Douglass visited Scotland twice to campaign against slavery, and was subsequently appointed “Scotland’s antislavery agent.”

He toured the country’s cities, towns and villages between 1846 and 1847 claiming that slavery and Christianity were incompatible, and returned in 1859 to do the same.

A letter written by Douglass in 1846 showed his condemnation for Scotland’s Free Church in its support of slavery:

“Scotland is a blaze of anti-slavery agitation. The Free Church is in a terrible stew. Its leaders thought to get the slaveholders’ money and bring it home, and escape censure.

“They had no idea that they would be followed and exposed. Its members are leaving it, like rats escaping from a sinking ship.

“There is a strong determination to have the slave money sent back, and the Union broken up.
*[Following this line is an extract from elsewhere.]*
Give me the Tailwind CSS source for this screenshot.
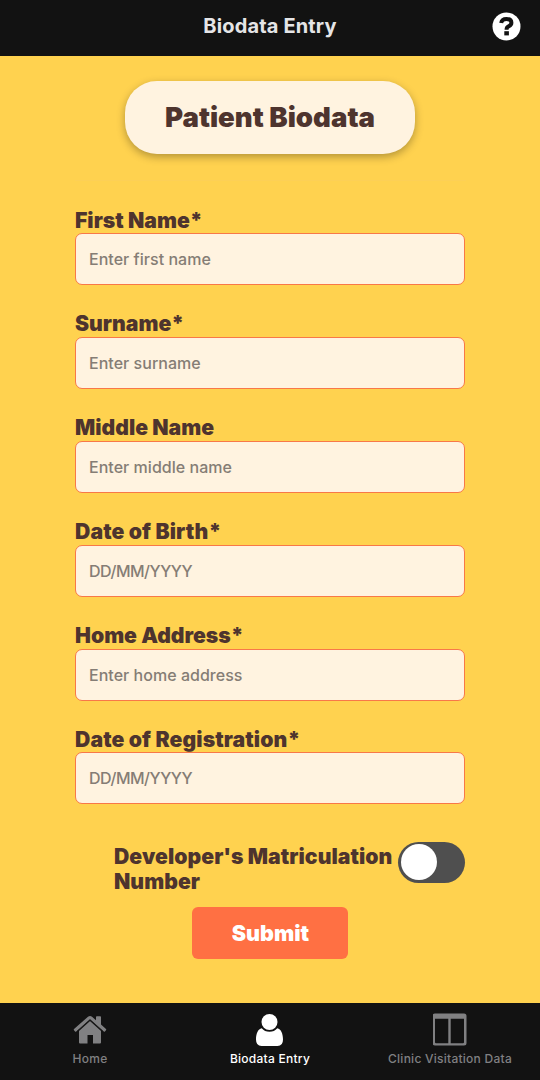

In this feeling all religious denominations participate.

“Let slavery be hemmed in on every side by the moral and religious sentiments of mankind, and its death is certain.”

Read More: From adopting Scottish accents to escaping in Orkney: The stories of runaway slaves in Scotland

Douglass spoke at four meetings in Dundee in January 1846, and the first three were so crowded that tickets had to be issued for his last speech.

He promised Christians that he was not against religion, but argued that both slavery and Christianity were incompatible.

Who was Frederick Douglass?

Frederick Douglass started life as Frederick Augustus Washington Bailey when he was born into chattel slavery in Maryland in 1818.

In freedom, his new surname was inspired by Sir James Douglas from Sir Walter Scott’s The Lady of the Lake.

Reputedly fathered by his master, Douglass was raised largely by his grandmother following the death of his mother when he was seven or eight.

He escaped after 10 years living under Captain Auld’s slave regime 1838, heading to Massachusetts – around a three week walk – where he got a job in the shipyards.

Walter O. Evans Collection of African American Art – Frederick Douglass Family Photographs – (Kevin Wells)

Walter O. Evans, a collector and conservator of African American art, history and culture, personally delivered the material to the Library in August, and returns to Edinburgh later this week for the launch of Strike for Freedom: Slavery, Civil War and the Frederick Douglass Family.

Dr Evans said: “I am pleased that the letters, papers and photographs from my Douglass collection are being exhibited at the National Library of Scotland.

“Douglass loved Scotland and I can think of no better place or time to exhibit this material than in Edinburgh on the 200-year anniversary of his birth.”

The display tells the story of Douglass as a private individual and family man and features manuscripts, letters, speeches and photographs of Frederick Douglass and his sons, Lewis Henry, Frederick Jr, and Charles Remond.

Celeste-Marie Bernier, the University of Edinburgh’s professor of black studies and personal chair in English literature, is guest curator.

She said: “For the first time, Strike for Freedom tells the story of the revolutionary activism not only of Frederick Douglass – world-famous freedom-fighter, liberator and human rights campaigner – but of his family members.

“Douglass’s wife, Anna Murray; daughters, Rosetta and Annie; sons, Lewis Henry, Frederick Jr; and Charles Remond all sacrificed everything they had in working towards a ‘new dawn of freedom’.”

The display also shows that Douglass was not alone in his journey to Scotland, and examines his work with Scottish antislavery societies.

He was joined by a number of African-American freedom-fighters who travelled to Scotland in their campaigns to abolish slavery, segregation and lynchlaw, including
Ida B Wells-Barnett, Amanda Smith, Josiah Henson, Moses Roper, and Ellen and William Craft.

National Librarian Dr John Scally said: “We are very pleased to host this world-first display of material related to Frederick Douglass, alongside material from our collections.

“The exhibition sheds new light on Douglass’s time here in Scotland in the mid-19th century, as well as providing insight into the work of the wider Douglass family as they campaigned for social justice in the US.”

The exhibition will run at the National Library of Scotland in Edinburgh from Thursday 4 October 2018 to Saturday 16 February 2019.